In their empowerment by the Holy Spirit, in their experience-grounded belief in the Risen Jesus as their contemporary, in their belief that he – the crucified Jesus suffers with them and celebrates with them, these people are filled with a powerful hope which shows up in boldness, confidence in the presence of the lowly and the mighty.

Now one last thought and I am finished. Remember the story of Jesus in Luke 24 walking with the two followers on the way to Emaeus. Upon reporting their experience to the disciples they said, “Did not our hearts burn within us when he interpreted for us scripture and when we broke bread together?”

This is key to the everything I have covered today. This is the way we develop confidence that Jesus is our contemporary and that certain messages are really from the now timeless Jesus. The followers noted the burning sensation in their hearts and they checked it out with one another and other followers.

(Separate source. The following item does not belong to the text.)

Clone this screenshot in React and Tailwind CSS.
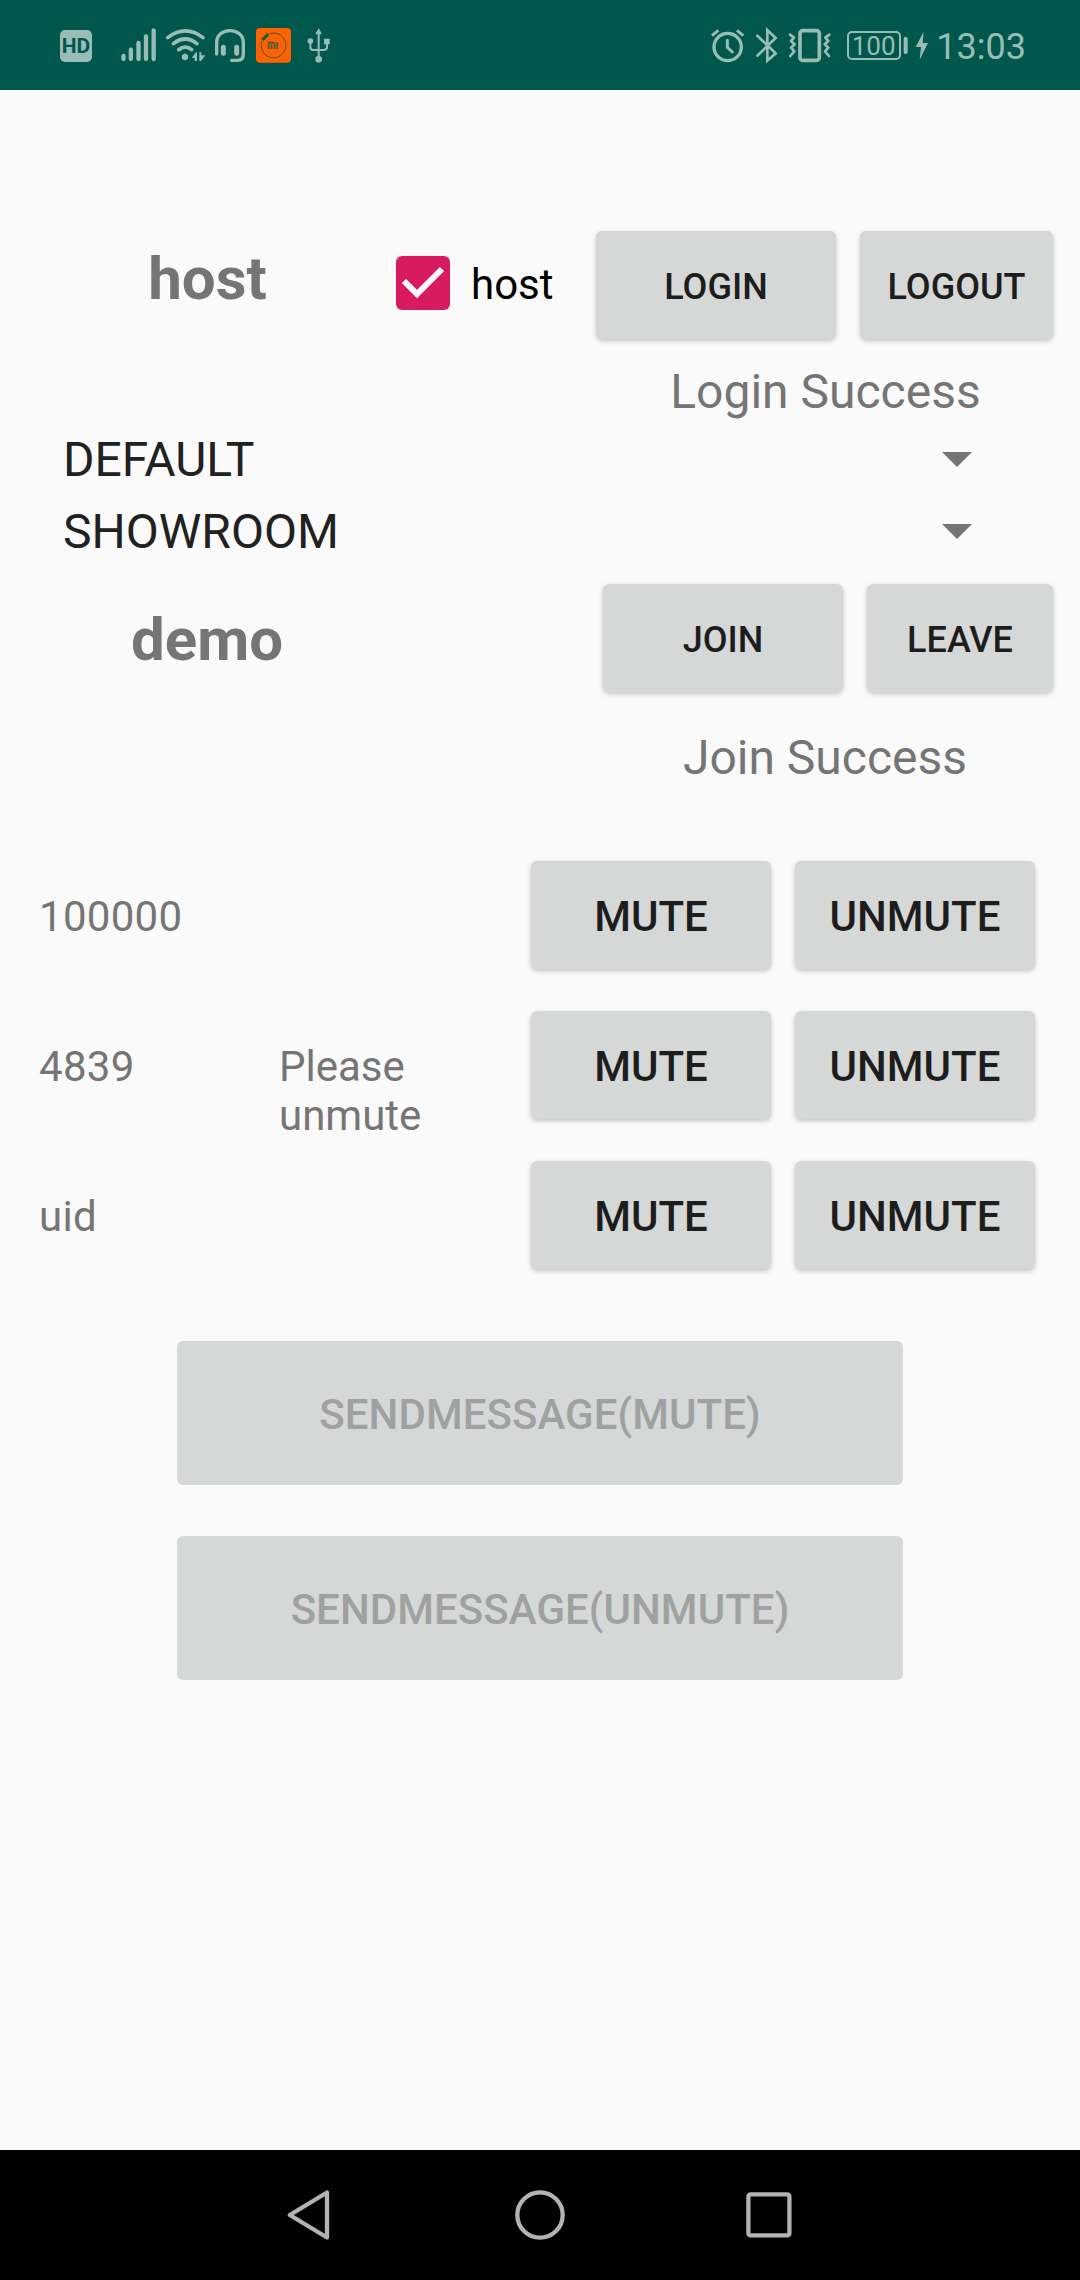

Let me now put it to you. Did at any point in this teaching, your heart burn within you? If it did, notice when and what was said. If it didn’t, this just may not have been your day. That might come this afternoon, or when you wake up one day next week or next Sunday or a year from now. On the other hand, you may be so set in your “fixed ideas” as Connie Ridgeway reminded us, that nothing is going to get through as long as you stay there.

Let me end as Luke ends on the note of confident expectation. We in 8th Day through experience know that the mysteries of the Church of the Saviour tradition work. They build community. They generate mission. They empower life and service. Likewise the early Christians as they followed Jesus became more and more confident in the mysteries of God revealed to them. And history bears witness to the power that flowed from their belief and action grounded in that belief. Let us go forth in this confidence to follow our call to allow the timeless God to build bridges to hope with our humble assistance.